Per i cattolici di Timor martirio senza fine

Cartolina da Timor Est

“Mi vergogno di essere indonesiano” ha confessato il vescovo Carlos Ximenes Belo, premio Nobel ’96, dopo aver visitato la parrocchia di Liquica, in Timor Est, dove il 6 aprile è avvenuto il massacro di oltre 25 civili. Veramente, secondo i vescovi e il parroco, sono state uccise almeno 40 persone, ma i corpi sono scomparsi poche ore dopo, lasciando solo larghe chiazze di sangue sul pavimento della chiesa, senza possibilità di stabilire il numero e l’identità degli uccisi. Responsabili della carneficina sono 500 miliziani di un’organizzazione sostenuta dall’esercito indonesiano, che avevano invaso il paese alla ricerca di “nemici”. La popolazione di Liquica si era rifugiata in chiesa, dove è stata braccata dalla milizia armata di machete, fucili e lance. Gli scontri fra milizie filo-indonesiane e residenti di Timor est sono in crescita dal gennaio scorso, da quando Jakarta ha fatto baluginare la possibilità dell’indipendenza ai timoresi, che da 23 anni subiscono una violenta dittatura.

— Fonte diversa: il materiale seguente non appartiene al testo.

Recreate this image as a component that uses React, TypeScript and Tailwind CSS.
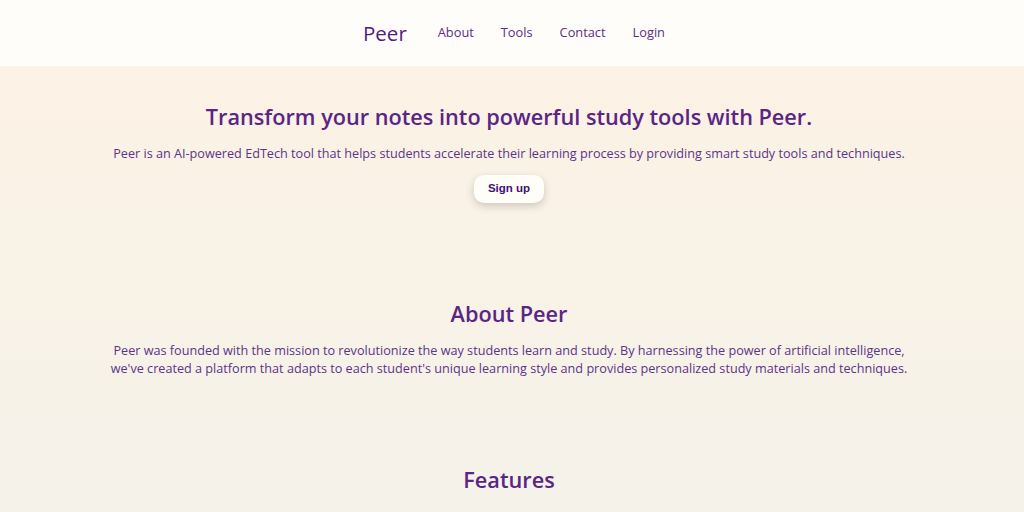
export default function App() {
  return (
    <div className="min-h-screen bg-gradient-to-b from-[#fdf2e4] to-[#f4f2ea] font-['Open_Sans',sans-serif] text-[#5a2a87]">
      <header className="h-[66px] bg-[#fffdf9] flex items-center justify-center pl-[4px]">
        <nav className="flex items-center gap-[27px]">
          <span className="text-[20.5px] font-medium text-[#4f1c82] mr-[4px]">Peer</span>
          <a className="text-[12.8px] text-[#5b2e8a]">About</a>
          <a className="text-[12.8px] text-[#5b2e8a]">Tools</a>
          <a className="text-[12.8px] text-[#5b2e8a]">Contact</a>
          <a className="text-[12.8px] text-[#5b2e8a]">Login</a>
        </nav>
      </header>

      <main className="pr-[6px]">
        <section className="flex flex-col items-center pt-[35px] text-center">
          <h1 className="text-[21.7px] font-semibold leading-[32px] text-[#5a2585]">
            Transform your notes into powerful study tools with Peer.
          </h1>
          <p className="mt-[11px] text-[12.65px] leading-[18px] text-[#5b3488]">
            Peer is an AI-powered EdTech tool that helps students accelerate their learning process by providing smart study tools and techniques.
          </p>
          <button className="mt-[13px] h-[28px] w-[70px] rounded-[10px] bg-[#fffdf8] font-['Liberation_Sans',sans-serif] text-[11.5px] font-bold text-[#3f0f78] shadow-[0_3px_8px_rgba(0,0,0,0.18)]">
            Sign up
          </button>
        </section>

        <section className="flex flex-col items-center pt-[95px] text-center">
          <h2 className="text-[21.7px] font-semibold leading-[32px] text-[#5a2585]">About Peer</h2>
          <p className="mt-[11px] max-w-[812px] text-[12.65px] leading-[18px] text-[#5b3488]">
            Peer was founded with the mission to revolutionize the way students learn and study. By harnessing the power of artificial intelligence, we've created a platform that adapts to each student's unique learning style and provides personalized study materials and techniques.
          </p>
        </section>

        <section className="flex flex-col items-center pt-[87px] pb-16 text-center">
          <h2 className="text-[21.7px] font-semibold leading-[32px] text-[#5a2585]">Features</h2>
        </section>
      </main>
    </div>
  );
}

Fino alla caduta di Suharto, l’estate scorsa, l’Indonesia aveva governato con pugno di ferro la parte dell’isola, ex colonia portoghese, con una popolazione al 90% cattolica. Aveva perseguitato la resistenza, messo in prigione il capo Xanana Gusmao, invaso l’isola con missionari islamici e favorito i collaborazionisti nelle cariche politiche. La caduta del generale Suharto e il bisogno di riguadagnare la stima internazionale hanno spinto il presidente Habibie a tentare di chiudere la ferita est-timorese. Ma la sua proposta si scontra contro coloro che vivono del rapporto con l’Indonesia e con l’esercito indonesiano, sempre più criticato per il suo appoggio all’ex dittatore Suharto. Così, mentre le milizie attaccavano la popolazione della parrocchia di Liquica, i militari stavano a guardare. Secondo il vescovo Belo, è lo stesso esercito che arma le milizie e fomenta gli scontri. Alla violenza indonesiana i timoresi rischiano di rispondere con la violenza: Xanana Gusmao, agli arresti domiciliari, dopo il massacro di Liquica ha lanciato un appello alla guerriglia. Ma questo non farebbe che il gioco dell’Indonesia.

Mons. Belo invece richiede la presenza di una forza multinazionale di pace. Ma l’Occidente non sembra molto interessato e anche il gendarme USA si trova un po’ spiazzato, essendo stato molto amico del dittatore Suharto e poco della libertà di East Timor.